Apple is an opinionated company and takes a " _this_ not _that_ " approach to
the world. As someone once said, they're one of the biggest companies in the
world and their entire product line still fits on a dining room table. That's
a lot of saying "no" to things!

Google seems more inclined to believe it can be anything, or do anything. Look
at the breadth of concepts they work on through various subsidiaries like
Google X.

Extend that perspective to their employees. At Apple you'll know whether
you're an Apple person or not, just like their approach to products. Whereas
Googlers are more likely to believe they can be anything. Thus, you get a lot
more public disagreements among Googlers... there's just so much more to
disagree about!

I don't think either approach is necessarily more moral. While Apple does a
lot of good product work related to privacy, there is basically no questioning
of their fundamental decision to do business with anyone, anywhere.

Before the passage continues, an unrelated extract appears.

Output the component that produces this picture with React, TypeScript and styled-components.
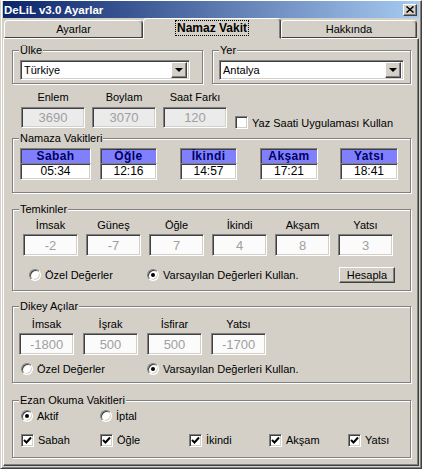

Whereas,
while Google's products are worse on privacy by features, there's a lot more
discussion about who they do business with.

------
atrilumen
Where is this letter?

Oh okay, it links to [https://techcrunch.com/2018/11/28/google-dragonfly-
letter](https://techcrunch.com/2018/11/28/google-dragonfly-letter), which says
that a source within Google provided it to them, and they print it "in full",
but sans signatures.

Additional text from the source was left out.